In the recent past Conor McGregor, Claudine Keane, wife of Robbie, and Leinster Rugby used their social media accounts on X for entirely different purposes. Each time somebody came out of it badly.
At the beginning of this month Keane, whose Tweets are now only available to confirmed followers, sought a meeting with Mary Lou McDonald amid ongoing criticism over her husband’s former managerial role with Israeli football club Maccabi Tel Aviv, claiming certain posts by Sinn Féin members had jeopardised the safety of her and her family.
McGregor, with GOD FAMILY TRUTH capped up for emphasis in his X biography, last year deleted a controversial post in which he made an obnoxious joke about YouTube star and boxer Jake Paul, who defeated Mike Tyson, potentially fighting Prichard Colon, who is now paralysed.
This week Leinster Rugby closed its comments section on X for the first time in a decade following personal attacks on players and coaching staff, which the club believed crossed boundaries.
More and more personalities connected to sport have used social media platforms for their own purposes, and more and more it has become a zero-sum game. There is almost always a winner and a loser. In the old school maths equation of finding out what X equals, it is often trouble.

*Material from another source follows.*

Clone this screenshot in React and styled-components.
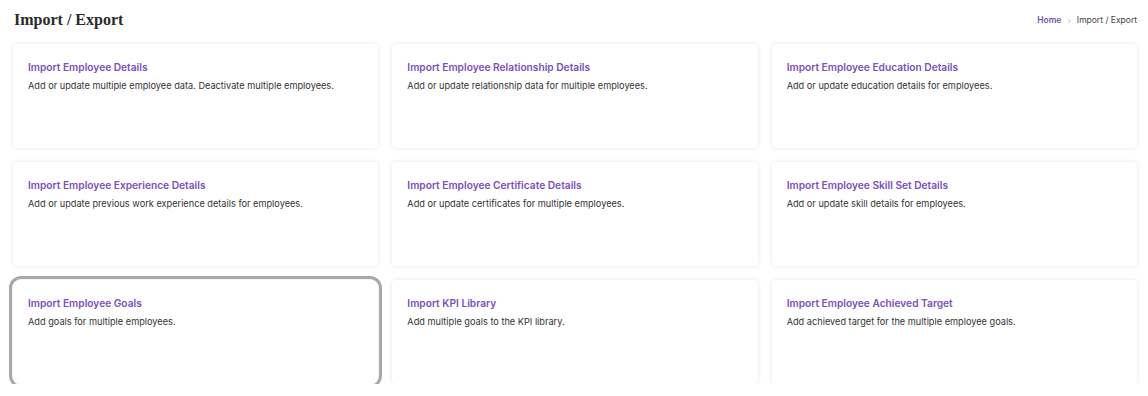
import styled, { createGlobalStyle } from 'styled-components';

const cards = [
  { title: 'Import Employee Details', text: 'Add or update multiple employee data. Deactivate multiple employees.' },
  { title: 'Import Employee Relationship Details', text: 'Add or update relationship data for multiple employees.' },
  { title: 'Import Employee Education Details', text: 'Add or update education details for employees.' },
  { title: 'Import Employee Experience Details', text: 'Add or update previous work experience details for employees.' },
  { title: 'Import Employee Certificate Details', text: 'Add or update certificates for multiple employees.' },
  { title: 'Import Employee Skill Set Details', text: 'Add or update skill details for employees.' },
  { title: 'Import Employee Goals', text: 'Add goals for multiple employees.', focused: true },
  { title: 'Import KPI Library', text: 'Add multiple goals to the KPI library.' },
  { title: 'Import Employee Achieved Target', text: 'Add achieved target for the multiple employee goals.' },
];

const App = () => {
  return (
    <>
      <GlobalStyle />
      <Page>
        <Header>
          <PageTitle>Import / Export</PageTitle>
          <Breadcrumb>
            <Crumb href='#'>Home</Crumb>
            <Sep>›</Sep>
            <span>Import / Export</span>
          </Breadcrumb>
        </Header>

        <Grid>
          {cards.map((c) => (
            <Card key={c.title} $focused={c.focused}>
              <CardTitle>{c.title}</CardTitle>
              <CardText>{c.text}</CardText>
            </Card>
          ))}
        </Grid>
      </Page>
    </>
  );
};

const GlobalStyle = createGlobalStyle`
  body {
    margin: 0;
    background: #ffffff;
    font-family: Inter, 'Noto Sans', sans-serif;
  }
`;

const Page = styled.div`
  padding: 10px 11px 0 13px;
`;

const Header = styled.div`
  display: flex;
  align-items: center;
  justify-content: space-between;
  height: 20px;
  margin-bottom: 14px;
`;

const PageTitle = styled.h1`
  margin: 0 0 0 1px;
  font-family: 'Liberation Serif', serif;
  font-size: 16px;
  font-weight: bold;
  color: #2a2a2a;
`;

const Breadcrumb = styled.div`
  display: flex;
  align-items: center;
  gap: 6px;
  font-size: 8.5px;
  color: #444;
`;

const Crumb = styled.a`
  color: #7a50c0;
  font-weight: 600;
  text-decoration: none;
`;

const Sep = styled.span`
  color: #bbb;
  font-size: 9px;
`;

const Grid = styled.div`
  display: grid;
  grid-template-columns: repeat(3, 1fr);
  gap: 14px;
`;

const Card = styled.div`
  height: 104px;
  box-sizing: border-box;
  padding: 17px 15px;
  background: #fff;
  border-radius: ${(p) => (p.$focused ? '8px' : '4px')};
  box-shadow: 0 0 4px rgba(0, 0, 0, 0.1);
  outline: ${(p) => (p.$focused ? '3px solid #a9a9a9' : 'none')};
  outline-offset: 1px;
`;

const CardTitle = styled.div`
  font-size: 10.2px;
  font-weight: 600;
  color: #7a50c0;
  margin-bottom: 7px;
`;

const CardText = styled.div`
  font-size: 9.2px;
  color: #333;
`;

export default App;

A forum for gossip, misinformation, skewed opinions, and as Guardian columnist Simon Jenkins characterised it in 2021, a place that “embodies the coward’s best friend: anonymity”, frequently sports personalities are bitten. Before Claudine former Irish captain Robbie Keane had felt its sharp end. Last November Keane was subjected to a barrage of vicious abuse after the FAI posted photos of the most capped Irish player presenting caps to the current Ireland squad.
Anyone who has spent time on X will understand that for every decent thought there is a malign comment waiting. For every position taken there is an extreme counter to it. For each post about Leinster winning a match, in this instance against Bath in the Champions Cup, there is a tsunami of Monday morning quarterbacks bubbling with anger and bloated with certainties. It has made X a dangerous place for sports people to inhabit.
McGregor is regularly taken to task but like any supporter of the current US administration he seems immune to the casual cruelty both given and taken. In his transactional approach the stinging rebukes to his playbook appear to be part of the cost of preaching to the people who support him.
But most sports people are not like McGregor. Most adhere to a system where there are norms and guard rails, and where issues of character matter.
On Tuesday 31-year-old Leinster and Ireland scrumhalf and father of two Luke McGrath spoke about the recent trend on social media that has affected his club.
“It’s very difficult and it’s probably more the modern way now, social media is everywhere,” said McGrath. “Has it affected me? I know when I was younger maybe I looked at it a little bit more and read comments. And obviously there were one or two which obviously frustrate you. I’ve probably limited it since then. It is difficult to read comments about the lads you train with. It is very difficult to talk about. I suppose in here we just try and support each other as much as possible. It’s a tough topic because it’s the way of modern sport now.
“I’m a big football fan, I see them getting it as well. It’s difficult to know what to do. I just try to avoid social media as much as I can.”
The dilemma is that Leinster cannot avoid social media. It’s part of their marketing strategy. Despite their success they are always pushing, always promoting and always trying to fill grounds. But last week had been particularly harsh, and it is not only because of the crosshairs on their players and staff that forced the comments shutdown.
Four days ago, in one of his many edicts, Donald Trump signed an executive order outlawing any filtering process on social media platforms and instead demanded the opposite.
“Over the last four years the previous administration trampled free speech rights by censoring Americans’ speech on online platforms, often by exerting substantial coercive pressure on third parties, such as social media companies, to moderate, deplatform, or otherwise suppress speech that the Federal Government did not approve,” said a Whitehouse statement.
“Under the guise of combating ‘misinformation,’ ‘disinformation,’ and ‘malinformation,’ the Federal Government infringed on the constitutionally protected speech rights of American citizens across the United States in a manner that advanced the Government’s preferred narrative about significant matters of public debate. Government censorship of speech is intolerable in a free society.”
Individual sports stars and teams will make their own calls on whether they have thick enough skin to persevere on social media and whether they think it is worth it.
Disappointing, maybe, as sport can be about many things including honour, prestige and dignity. X continues to erode and debase those qualities. Irish sportsmen and women need to understand that. Then perhaps begin to think about how they might deal with it.